(Work to do):
In your copy, include every line of the listing below exactly but none of the pictures.

(Raw data):
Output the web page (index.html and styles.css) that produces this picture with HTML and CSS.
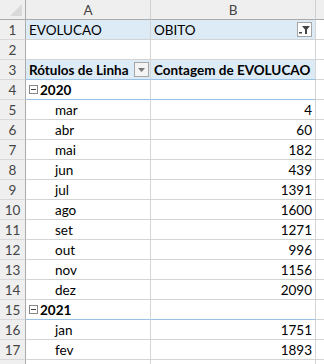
FILE: index.html
```html
<!DOCTYPE html>
<html>
<head>
<meta charset="utf-8">
<link rel="stylesheet" href="styles.css">
</head>
<body>
<div class="sheet">
  <div class="corner"><span class="tri"></span></div>
  <div class="colhead">A</div>
  <div class="colhead">B</div>
  <div class="colhead end"></div>

  <div class="rn">1</div>
  <div class="c blue">EVOLUCAO</div>
  <div class="c blue filtercell">OBITO<span class="btn filter"><svg width="11" height="9" viewBox="0 0 11 9"><path d="M3 1h8L8 4.5V9H6V4.5z" fill="#444"/><rect x="0" y="7" width="3" height="1.5" fill="#444"/></svg></span></div>
  <div class="c x"></div>

  <div class="rn">2</div>
  <div class="c"></div>
  <div class="c"></div>
  <div class="c x"></div>

  <div class="rn">3</div>
  <div class="c blue hdr b">Rótulos de Linha<span class="btn dd"><svg width="7" height="4" viewBox="0 0 7 4"><path d="M0 0h7L3.5 4z" fill="#777"/></svg></span></div>
  <div class="c blue hdr b">Contagem de EVOLUCAO</div>
  <div class="c x"></div>

  <div class="rn">4</div>
  <div class="c grp b"><span class="minus"></span>2020</div>
  <div class="c grp"></div>
  <div class="c x"></div>

  <div class="rn">5</div><div class="c m">mar</div><div class="c n">4</div><div class="c x"></div>
  <div class="rn">6</div><div class="c m">abr</div><div class="c n">60</div><div class="c x"></div>
  <div class="rn">7</div><div class="c m">mai</div><div class="c n">182</div><div class="c x"></div>
  <div class="rn">8</div><div class="c m">jun</div><div class="c n">439</div><div class="c x"></div>
  <div class="rn">9</div><div class="c m">jul</div><div class="c n">1391</div><div class="c x"></div>
  <div class="rn">10</div><div class="c m">ago</div><div class="c n">1600</div><div class="c x"></div>
  <div class="rn">11</div><div class="c m">set</div><div class="c n">1271</div><div class="c x"></div>
  <div class="rn">12</div><div class="c m">out</div><div class="c n">996</div><div class="c x"></div>
  <div class="rn">13</div><div class="c m">nov</div><div class="c n">1156</div><div class="c x"></div>
  <div class="rn">14</div><div class="c m">dez</div><div class="c n">2090</div><div class="c x"></div>

  <div class="rn">15</div>
  <div class="c grp b"><span class="minus"></span>2021</div>
  <div class="c grp"></div>
  <div class="c x"></div>

  <div class="rn">16</div><div class="c m">jan</div><div class="c n">1751</div><div class="c x"></div>
  <div class="rn">17</div><div class="c m">fev</div><div class="c n">1893</div><div class="c x"></div>
  <div class="rn"></div><div class="c m"></div><div class="c n"></div><div class="c x"></div>
</div>
</body>
</html>
```
FILE: styles.css
```css
html, body {
  margin: 0;
  padding: 0;
  background: #fff;
  overflow: hidden;
}
.sheet {
  display: grid;
  grid-template-columns: 26px 125px 165px 20px;
  grid-auto-rows: 20px;
  font-family: Lato, "Open Sans", "Liberation Sans", sans-serif;
  font-size: 13.5px;
  color: #000;
  width: 324px;
}
.sheet > div {
  box-sizing: border-box;
  border-right: 1px solid #d4d4d4;
  border-bottom: 1px solid #d4d4d4;
  display: flex;
  align-items: center;
  white-space: nowrap;
  overflow: hidden;
}
.corner {
  background: #efefef;
  position: relative;
  border-bottom-color: #ababab !important;
  border-right-color: #ababab !important;
}
.tri {
  position: absolute;
  right: 3px;
  bottom: 3px;
  width: 0;
  height: 0;
  border-left: 12px solid transparent;
  border-bottom: 12px solid #d9d9d9;
}
.colhead {
  background: #efefef;
  justify-content: center;
  color: #444;
  border-bottom-color: #ababab !important;
  border-right-color: #d0d0d0 !important;
}
.colhead.end {
  border-right: none !important;
}
.rn {
  background: #efefef;
  justify-content: center;
  color: #444;
  border-right-color: #ababab !important;
  border-bottom-color: #d8d8d8 !important;
}
.c {
  padding-left: 3px;
}
.c.x {
  border-right: none !important;
}
.blue {
  background: #ddebf7;
}
.b {
  font-weight: 700;
}
.hdr {
  position: relative;
  border-bottom: 1px solid #9bc2e6 !important;
}
.grp {
  border-bottom: 1px solid #9bc2e6 !important;
}
.m {
  padding-left: 29px;
}
.n {
  justify-content: flex-end;
  padding-right: 3px;
}
.filtercell {
  position: relative;
}
.btn {
  position: absolute;
  box-sizing: border-box;
  width: 15px;
  height: 15px;
  border: 1px solid #a6a6a6;
  background: #fff;
  display: flex;
  align-items: center;
  justify-content: center;
}
.filter {
  right: 3px;
  top: 2px;
}
.dd {
  right: 1px;
  top: 2px;
  background: #f4f4f4;
}
.minus {
  box-sizing: border-box;
  width: 9px;
  height: 9px;
  border: 1px solid #888;
  margin-right: 2px;
  position: relative;
  background: #fff;
}
.minus::after {
  content: "";
  position: absolute;
  left: 1px;
  right: 1px;
  top: 3px;
  height: 1px;
  background: #444;
}
```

(Answer to the task):
Output the web page (index.html and styles.css) that produces this picture with HTML and CSS.
FILE: index.html
```html
<!DOCTYPE html>
<html>
<head>
<meta charset="utf-8">
<link rel="stylesheet" href="styles.css">
</head>
<body>
<div class="sheet">
  <div class="corner"><span class="tri"></span></div>
  <div class="colhead">A</div>
  <div class="colhead">B</div>
  <div class="colhead end"></div>

  <div class="rn">1</div>
  <div class="c blue">EVOLUCAO</div>
  <div class="c blue filtercell">OBITO<span class="btn filter"><svg width="11" height="9" viewBox="0 0 11 9"><path d="M3 1h8L8 4.5V9H6V4.5z" fill="#444"/><rect x="0" y="7" width="3" height="1.5" fill="#444"/></svg></span></div>
  <div class="c x"></div>

  <div class="rn">2</div>
  <div class="c"></div>
  <div class="c"></div>
  <div class="c x"></div>

  <div class="rn">3</div>
  <div class="c blue hdr b">Rótulos de Linha<span class="btn dd"><svg width="7" height="4" viewBox="0 0 7 4"><path d="M0 0h7L3.5 4z" fill="#777"/></svg></span></div>
  <div class="c blue hdr b">Contagem de EVOLUCAO</div>
  <div class="c x"></div>

  <div class="rn">4</div>
  <div class="c grp b"><span class="minus"></span>2020</div>
  <div class="c grp"></div>
  <div class="c x"></div>

  <div class="rn">5</div><div class="c m">mar</div><div class="c n">4</div><div class="c x"></div>
  <div class="rn">6</div><div class="c m">abr</div><div class="c n">60</div><div class="c x"></div>
  <div class="rn">7</div><div class="c m">mai</div><div class="c n">182</div><div class="c x"></div>
  <div class="rn">8</div><div class="c m">jun</div><div class="c n">439</div><div class="c x"></div>
  <div class="rn">9</div><div class="c m">jul</div><div class="c n">1391</div><div class="c x"></div>
  <div class="rn">10</div><div class="c m">ago</div><div class="c n">1600</div><div class="c x"></div>
  <div class="rn">11</div><div class="c m">set</div><div class="c n">1271</div><div class="c x"></div>
  <div class="rn">12</div><div class="c m">out</div><div class="c n">996</div><div class="c x"></div>
  <div class="rn">13</div><div class="c m">nov</div><div class="c n">1156</div><div class="c x"></div>
  <div class="rn">14</div><div class="c m">dez</div><div class="c n">2090</div><div class="c x"></div>

  <div class="rn">15</div>
  <div class="c grp b"><span class="minus"></span>2021</div>
  <div class="c grp"></div>
  <div class="c x"></div>

  <div class="rn">16</div><div class="c m">jan</div><div class="c n">1751</div><div class="c x"></div>
  <div class="rn">17</div><div class="c m">fev</div><div class="c n">1893</div><div class="c x"></div>
  <div class="rn"></div><div class="c m"></div><div class="c n"></div><div class="c x"></div>
</div>
</body>
</html>
```
FILE: styles.css
```css
html, body {
  margin: 0;
  padding: 0;
  background: #fff;
  overflow: hidden;
}
.sheet {
  display: grid;
  grid-template-columns: 26px 125px 165px 20px;
  grid-auto-rows: 20px;
  font-family: Lato, "Open Sans", "Liberation Sans", sans-serif;
  font-size: 13.5px;
  color: #000;
  width: 324px;
}
.sheet > div {
  box-sizing: border-box;
  border-right: 1px solid #d4d4d4;
  border-bottom: 1px solid #d4d4d4;
  display: flex;
  align-items: center;
  white-space: nowrap;
  overflow: hidden;
}
.corner {
  background: #efefef;
  position: relative;
  border-bottom-color: #ababab !important;
  border-right-color: #ababab !important;
}
.tri {
  position: absolute;
  right: 3px;
  bottom: 3px;
  width: 0;
  height: 0;
  border-left: 12px solid transparent;
  border-bottom: 12px solid #d9d9d9;
}
.colhead {
  background: #efefef;
  justify-content: center;
  color: #444;
  border-bottom-color: #ababab !important;
  border-right-color: #d0d0d0 !important;
}
.colhead.end {
  border-right: none !important;
}
.rn {
  background: #efefef;
  justify-content: center;
  color: #444;
  border-right-color: #ababab !important;
  border-bottom-color: #d8d8d8 !important;
}
.c {
  padding-left: 3px;
}
.c.x {
  border-right: none !important;
}
.blue {
  background: #ddebf7;
}
.b {
  font-weight: 700;
}
.hdr {
  position: relative;
  border-bottom: 1px solid #9bc2e6 !important;
}
.grp {
  border-bottom: 1px solid #9bc2e6 !important;
}
.m {
  padding-left: 29px;
}
.n {
  justify-content: flex-end;
  padding-right: 3px;
}
.filtercell {
  position: relative;
}
.btn {
  position: absolute;
  box-sizing: border-box;
  width: 15px;
  height: 15px;
  border: 1px solid #a6a6a6;
  background: #fff;
  display: flex;
  align-items: center;
  justify-content: center;
}
.filter {
  right: 3px;
  top: 2px;
}
.dd {
  right: 1px;
  top: 2px;
  background: #f4f4f4;
}
.minus {
  box-sizing: border-box;
  width: 9px;
  height: 9px;
  border: 1px solid #888;
  margin-right: 2px;
  position: relative;
  background: #fff;
}
.minus::after {
  content: "";
  position: absolute;
  left: 1px;
  right: 1px;
  top: 3px;
  height: 1px;
  background: #444;
}
```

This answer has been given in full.